2020年06月12日

番外→補遺[1227-20] 牧野(ばくや)古墳 奈良県広陵町 円墳 径55(48~60)m

 ランキングの参考にさせてもらっているHP.「古墳探訪」では、径55mの円墳と記載してありましたが、下記の広陵町のHP.では直径約60mとなっています。また、河上邦彦さんは、「丘陵中央の巨大横穴式石室・牧野古墳 馬見丘陵中央部の丘陵の尾根端を利用して築かれた、いわゆる山寄せの円墳である(略)。直径約六〇メートル、しかし後背部の切り通しでみれば四八メートル、高さ約一二メートルの三段築成である。墳丘には埴輪があったが現位置を保つものはなかった。」(『大和葛城の大古墳群 馬見古墳群』 p.73)と述べています。西側の東屋からは円墳らしさは感じられず、北東側の公園からは円形の三段目しか見えず、とても60m規模の古墳には思えませんでした。しかし、ここでは径60mの円墳としてランキングします。
 古墳は、馬見古墳群の中央(巣山)支群の西端付近に位置しています。築山古墳(ランキング27位)・巣山古墳(ランキング28位)・新木山古墳(ランキング36位)・川合大塚山古墳(ランキング40位)といった200m級の巨大古墳が存在する馬見古墳群の中では、牧野古墳は小さな存在です。ただし、古墳時代後期(『前方後円墳集成』の9期・10期)に限定すれば、馬見古墳群で最大規模の古墳となります。       
 牧野古墳は、国の史跡に指定され、「牧野史跡公園」として整備されています。事前連絡すれば、巨大な玄室内部の見学ができるそうです。ただ、おっさんは他の巨大古墳の訪問を優先して、いつもこの古墳見学は日没近くになってしまい、薄暗い石室入口の絵しか撮っていませんでした。「サラ金や古墳訪問は、計画的にだらー」。
 広陵町のHP.の「観光 古墳」の中の「牧野(ばくや)古墳 (国指定史跡)」の項目で、「丘陵の奥部にある直径約60メートルの大型円墳で、墳丘は三段築成で造られ、二段目に横穴式石室が開口している。玄室(げんしつ)の長さ6.7メートル、幅3.3メートル、高さ4.5メートル、羨道(せんどう)の長さ10.4メートル、幅1.8メートルで、全長17.1メートルを測る大型石室である。玄室内には奥壁に沿って横向きに刳抜(くりぬき)式の家形石棺が安置され、その手前には組み合わせ式の家形石棺が置かれていたと考えられている。
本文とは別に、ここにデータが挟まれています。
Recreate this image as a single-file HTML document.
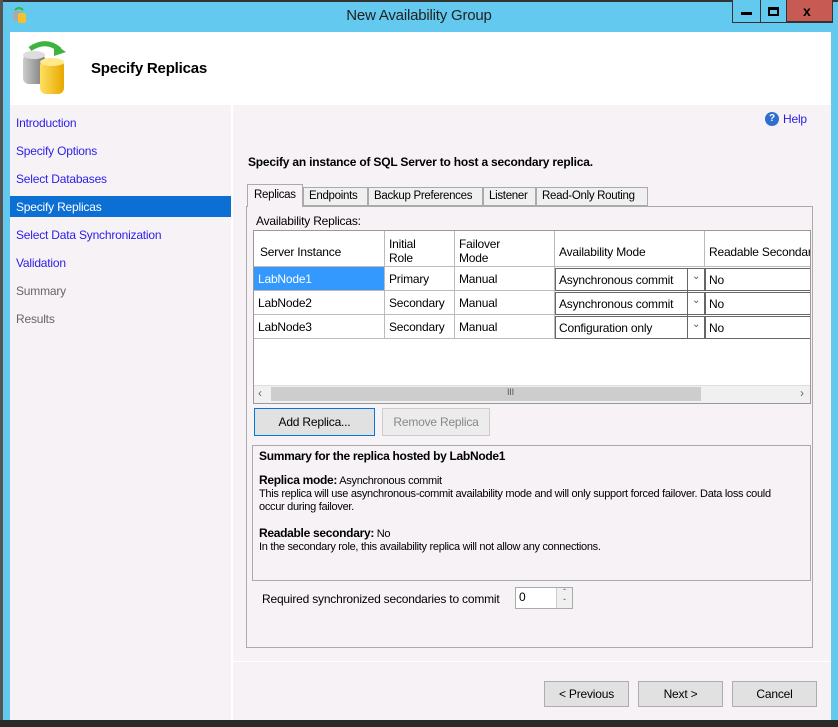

(中略) 古墳時代後期末葉の古墳で、舒明天皇の父である押坂彦人大兄皇子(おしさかのひこひとのおおえのみこ)の成相墓(ならいのはか)の可能性が高い。」と記されています。
 白石太一郎さんも、「牧野古墳が『延喜式』にみえる押坂彦人大兄皇子(敏達の息子、舒明の父)の成相墓の蓋然性が大きく、」(『古墳とヤマト政権』 p.187)と述べています。そして、森浩一さんも、「考古学では、広陵町にある牧野古墳を当てる説が有力である。巨石で構築した横穴式石室が開口した古墳(円墳か)で、石室には二つの石棺があり、玄室の石棺は竜山石を用いた家形石棺で成相墓の可能性は高い」(『天皇陵古墳への招待』 p.239)と述べています。


 広陵町教委の説明板。


 石室入口。


 墳丘上部(三段目)。東から。


 やや全景。
            以上2013年11月撮影。

 
 公園の説明板。


 石室入口。


 全景。
              以上2012年3月撮影。